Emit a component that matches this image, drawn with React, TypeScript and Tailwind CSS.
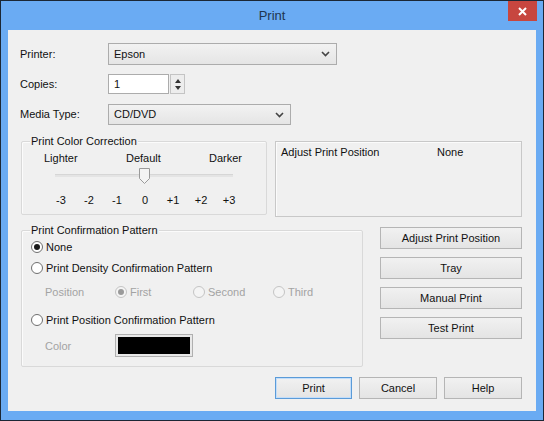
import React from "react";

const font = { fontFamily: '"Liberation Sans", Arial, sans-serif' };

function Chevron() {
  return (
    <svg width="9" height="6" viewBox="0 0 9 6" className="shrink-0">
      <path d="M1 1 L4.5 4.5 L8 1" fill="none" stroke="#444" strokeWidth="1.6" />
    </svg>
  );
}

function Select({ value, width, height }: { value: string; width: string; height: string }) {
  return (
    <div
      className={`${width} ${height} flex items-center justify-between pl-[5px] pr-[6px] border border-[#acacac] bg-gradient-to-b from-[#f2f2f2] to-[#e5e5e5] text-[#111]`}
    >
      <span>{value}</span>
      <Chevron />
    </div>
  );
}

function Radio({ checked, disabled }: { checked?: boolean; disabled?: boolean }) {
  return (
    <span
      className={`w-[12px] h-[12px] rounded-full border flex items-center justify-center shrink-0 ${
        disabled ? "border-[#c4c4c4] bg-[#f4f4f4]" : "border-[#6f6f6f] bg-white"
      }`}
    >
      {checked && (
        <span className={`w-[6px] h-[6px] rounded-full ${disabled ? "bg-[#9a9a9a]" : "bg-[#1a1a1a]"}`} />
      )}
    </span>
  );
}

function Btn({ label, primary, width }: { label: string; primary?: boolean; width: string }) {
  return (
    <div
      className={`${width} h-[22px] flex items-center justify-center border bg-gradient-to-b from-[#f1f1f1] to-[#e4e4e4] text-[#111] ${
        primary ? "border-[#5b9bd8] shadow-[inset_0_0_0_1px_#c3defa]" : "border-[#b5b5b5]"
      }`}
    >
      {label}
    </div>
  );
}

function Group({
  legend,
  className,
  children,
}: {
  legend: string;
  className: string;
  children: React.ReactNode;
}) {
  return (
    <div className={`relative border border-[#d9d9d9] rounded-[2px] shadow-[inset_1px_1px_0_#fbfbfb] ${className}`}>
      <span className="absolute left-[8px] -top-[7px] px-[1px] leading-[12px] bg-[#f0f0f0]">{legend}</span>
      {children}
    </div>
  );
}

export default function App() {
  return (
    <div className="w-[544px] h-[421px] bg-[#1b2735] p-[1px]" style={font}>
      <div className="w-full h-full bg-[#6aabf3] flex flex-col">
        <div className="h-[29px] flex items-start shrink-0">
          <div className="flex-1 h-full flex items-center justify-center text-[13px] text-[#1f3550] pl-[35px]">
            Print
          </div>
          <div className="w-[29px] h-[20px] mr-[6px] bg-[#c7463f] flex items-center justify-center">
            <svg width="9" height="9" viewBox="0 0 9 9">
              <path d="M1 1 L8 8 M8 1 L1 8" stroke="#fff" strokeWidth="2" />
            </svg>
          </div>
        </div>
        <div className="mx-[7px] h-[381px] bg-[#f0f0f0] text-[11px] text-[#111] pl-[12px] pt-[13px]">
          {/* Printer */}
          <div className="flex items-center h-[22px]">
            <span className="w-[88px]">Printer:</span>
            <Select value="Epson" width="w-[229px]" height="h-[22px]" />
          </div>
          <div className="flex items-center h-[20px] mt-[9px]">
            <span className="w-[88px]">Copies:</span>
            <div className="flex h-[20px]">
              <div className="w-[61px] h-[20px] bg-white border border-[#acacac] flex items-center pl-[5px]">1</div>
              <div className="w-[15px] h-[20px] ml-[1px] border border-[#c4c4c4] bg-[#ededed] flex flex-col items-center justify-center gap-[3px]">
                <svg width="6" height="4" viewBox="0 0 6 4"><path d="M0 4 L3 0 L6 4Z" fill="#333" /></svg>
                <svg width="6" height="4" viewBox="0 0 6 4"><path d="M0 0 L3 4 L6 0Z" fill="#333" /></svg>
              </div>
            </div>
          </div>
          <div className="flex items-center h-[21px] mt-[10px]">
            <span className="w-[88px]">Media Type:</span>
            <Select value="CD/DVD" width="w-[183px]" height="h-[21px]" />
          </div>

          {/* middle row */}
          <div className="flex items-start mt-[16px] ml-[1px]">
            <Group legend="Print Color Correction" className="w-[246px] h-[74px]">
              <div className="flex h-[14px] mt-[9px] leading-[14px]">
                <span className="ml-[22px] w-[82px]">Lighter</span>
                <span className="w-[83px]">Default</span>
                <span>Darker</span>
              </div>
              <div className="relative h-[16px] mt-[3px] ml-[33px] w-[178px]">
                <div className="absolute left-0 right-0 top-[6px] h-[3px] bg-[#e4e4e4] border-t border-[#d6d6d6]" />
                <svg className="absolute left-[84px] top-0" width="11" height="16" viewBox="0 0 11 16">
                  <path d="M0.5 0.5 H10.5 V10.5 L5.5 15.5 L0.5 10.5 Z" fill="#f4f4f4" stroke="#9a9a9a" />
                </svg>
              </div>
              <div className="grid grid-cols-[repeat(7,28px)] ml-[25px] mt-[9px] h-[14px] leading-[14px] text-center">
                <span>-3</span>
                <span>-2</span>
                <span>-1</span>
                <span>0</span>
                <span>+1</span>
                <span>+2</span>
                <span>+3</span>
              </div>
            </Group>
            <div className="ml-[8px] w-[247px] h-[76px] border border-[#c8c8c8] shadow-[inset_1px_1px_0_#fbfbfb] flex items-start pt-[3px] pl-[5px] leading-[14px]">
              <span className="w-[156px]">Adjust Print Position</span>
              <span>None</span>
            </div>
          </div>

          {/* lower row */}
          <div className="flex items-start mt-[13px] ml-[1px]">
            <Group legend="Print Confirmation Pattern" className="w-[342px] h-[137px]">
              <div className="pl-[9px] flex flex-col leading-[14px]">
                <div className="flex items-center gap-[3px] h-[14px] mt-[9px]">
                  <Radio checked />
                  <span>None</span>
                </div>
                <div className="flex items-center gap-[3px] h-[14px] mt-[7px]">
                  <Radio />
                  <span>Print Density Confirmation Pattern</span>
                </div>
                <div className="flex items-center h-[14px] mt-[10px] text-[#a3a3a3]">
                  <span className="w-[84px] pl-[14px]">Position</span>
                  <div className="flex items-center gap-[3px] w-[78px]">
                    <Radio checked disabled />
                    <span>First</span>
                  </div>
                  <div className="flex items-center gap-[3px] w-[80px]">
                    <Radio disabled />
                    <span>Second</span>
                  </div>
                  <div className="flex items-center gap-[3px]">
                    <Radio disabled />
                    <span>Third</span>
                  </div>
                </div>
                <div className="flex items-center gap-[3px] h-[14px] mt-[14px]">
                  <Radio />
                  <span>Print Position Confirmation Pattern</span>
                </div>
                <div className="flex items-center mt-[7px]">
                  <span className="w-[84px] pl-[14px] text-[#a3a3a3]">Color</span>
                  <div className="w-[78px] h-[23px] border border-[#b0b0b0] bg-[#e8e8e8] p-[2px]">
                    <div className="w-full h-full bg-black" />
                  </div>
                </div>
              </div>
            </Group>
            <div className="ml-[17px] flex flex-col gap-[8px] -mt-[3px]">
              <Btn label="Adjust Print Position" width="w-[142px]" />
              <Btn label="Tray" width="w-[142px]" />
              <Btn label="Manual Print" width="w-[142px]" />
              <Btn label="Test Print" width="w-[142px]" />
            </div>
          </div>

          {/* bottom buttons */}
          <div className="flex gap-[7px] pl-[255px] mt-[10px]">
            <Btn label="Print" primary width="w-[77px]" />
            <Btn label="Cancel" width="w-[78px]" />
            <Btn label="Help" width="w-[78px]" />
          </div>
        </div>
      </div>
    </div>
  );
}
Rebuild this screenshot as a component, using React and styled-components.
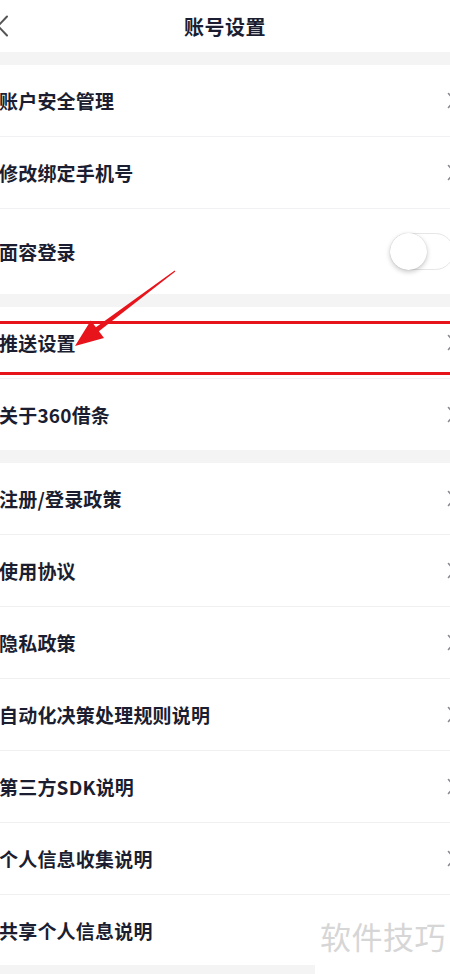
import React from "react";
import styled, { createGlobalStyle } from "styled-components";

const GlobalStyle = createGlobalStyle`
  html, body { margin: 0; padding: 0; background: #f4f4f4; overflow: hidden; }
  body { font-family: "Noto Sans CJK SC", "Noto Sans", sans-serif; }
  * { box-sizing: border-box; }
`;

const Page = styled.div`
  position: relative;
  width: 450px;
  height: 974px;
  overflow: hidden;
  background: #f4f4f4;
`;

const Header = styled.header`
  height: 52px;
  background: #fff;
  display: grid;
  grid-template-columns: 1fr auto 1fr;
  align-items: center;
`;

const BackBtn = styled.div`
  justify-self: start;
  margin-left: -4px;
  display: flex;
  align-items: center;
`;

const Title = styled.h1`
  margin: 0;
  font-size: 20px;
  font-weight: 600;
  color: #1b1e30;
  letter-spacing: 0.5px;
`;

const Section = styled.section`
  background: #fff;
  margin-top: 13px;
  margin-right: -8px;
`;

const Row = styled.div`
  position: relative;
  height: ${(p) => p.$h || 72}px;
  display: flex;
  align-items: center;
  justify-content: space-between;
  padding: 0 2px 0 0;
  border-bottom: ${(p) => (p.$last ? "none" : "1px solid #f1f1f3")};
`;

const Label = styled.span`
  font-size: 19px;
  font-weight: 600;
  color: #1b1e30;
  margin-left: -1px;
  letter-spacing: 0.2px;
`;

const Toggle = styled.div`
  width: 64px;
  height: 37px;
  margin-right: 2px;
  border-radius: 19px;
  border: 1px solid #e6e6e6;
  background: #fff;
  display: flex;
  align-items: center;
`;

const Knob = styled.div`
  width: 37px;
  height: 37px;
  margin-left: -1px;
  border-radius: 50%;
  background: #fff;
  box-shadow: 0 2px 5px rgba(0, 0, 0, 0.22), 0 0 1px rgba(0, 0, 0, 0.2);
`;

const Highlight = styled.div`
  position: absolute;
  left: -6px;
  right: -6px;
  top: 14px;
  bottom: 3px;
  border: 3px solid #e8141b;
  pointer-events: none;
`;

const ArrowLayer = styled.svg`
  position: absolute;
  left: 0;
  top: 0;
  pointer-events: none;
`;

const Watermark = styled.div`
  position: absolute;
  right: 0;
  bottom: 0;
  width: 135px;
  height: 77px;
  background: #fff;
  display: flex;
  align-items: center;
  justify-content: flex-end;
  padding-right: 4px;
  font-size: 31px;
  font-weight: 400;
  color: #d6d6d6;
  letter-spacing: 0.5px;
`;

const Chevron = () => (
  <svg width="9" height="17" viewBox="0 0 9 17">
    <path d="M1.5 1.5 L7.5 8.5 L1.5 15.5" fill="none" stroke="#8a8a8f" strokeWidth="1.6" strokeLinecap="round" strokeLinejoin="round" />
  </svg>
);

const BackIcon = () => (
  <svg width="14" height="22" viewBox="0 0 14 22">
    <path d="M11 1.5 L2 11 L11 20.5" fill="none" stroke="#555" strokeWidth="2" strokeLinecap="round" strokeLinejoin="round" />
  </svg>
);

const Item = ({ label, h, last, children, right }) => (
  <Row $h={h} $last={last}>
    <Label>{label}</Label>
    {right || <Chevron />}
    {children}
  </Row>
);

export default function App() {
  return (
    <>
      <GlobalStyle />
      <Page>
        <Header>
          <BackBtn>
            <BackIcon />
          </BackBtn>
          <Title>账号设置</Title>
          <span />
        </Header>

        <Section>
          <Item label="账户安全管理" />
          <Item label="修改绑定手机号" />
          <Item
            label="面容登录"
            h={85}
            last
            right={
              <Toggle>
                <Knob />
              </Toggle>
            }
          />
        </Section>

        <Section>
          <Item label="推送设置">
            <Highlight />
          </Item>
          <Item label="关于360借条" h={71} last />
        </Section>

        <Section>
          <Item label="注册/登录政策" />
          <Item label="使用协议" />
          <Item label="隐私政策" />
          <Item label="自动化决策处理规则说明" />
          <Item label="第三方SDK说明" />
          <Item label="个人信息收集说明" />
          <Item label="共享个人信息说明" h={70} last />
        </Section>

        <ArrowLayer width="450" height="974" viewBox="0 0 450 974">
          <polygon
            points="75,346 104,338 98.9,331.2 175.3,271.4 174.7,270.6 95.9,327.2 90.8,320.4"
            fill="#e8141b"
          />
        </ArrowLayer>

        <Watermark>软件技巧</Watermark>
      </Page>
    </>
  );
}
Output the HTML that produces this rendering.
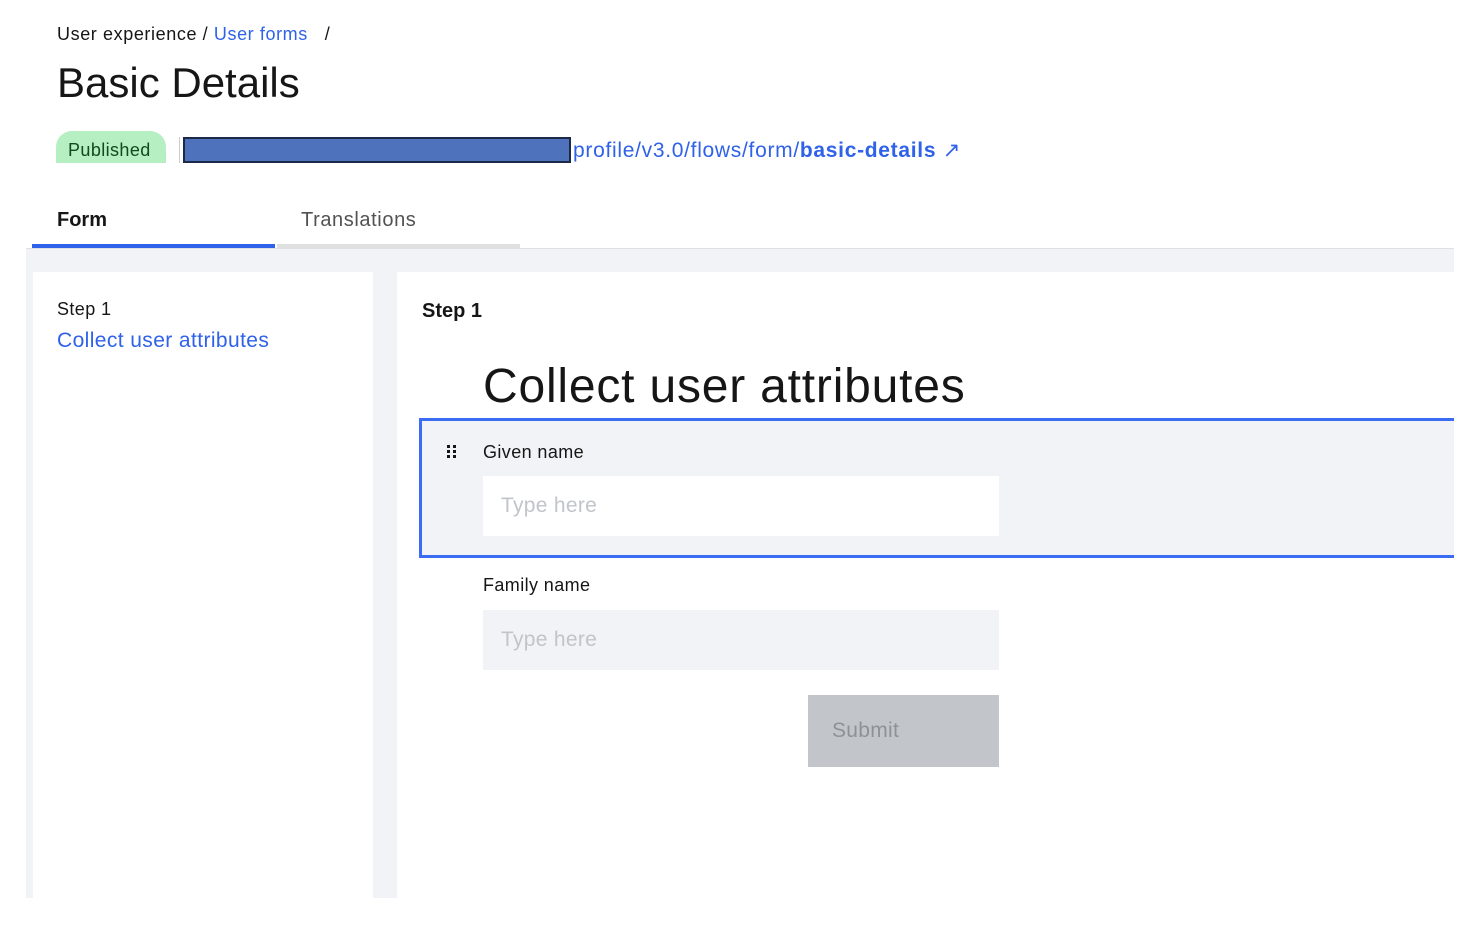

_Written instruction_
Find every line in the records above that contains the word "this", and copy each one.

_Worked answer_
Emit a component that matches this image, drawn with React, TypeScript and Tailwind CSS.
Rebuild this screenshot as a component, using React and styled-components.
Output the HTML that produces this rendering.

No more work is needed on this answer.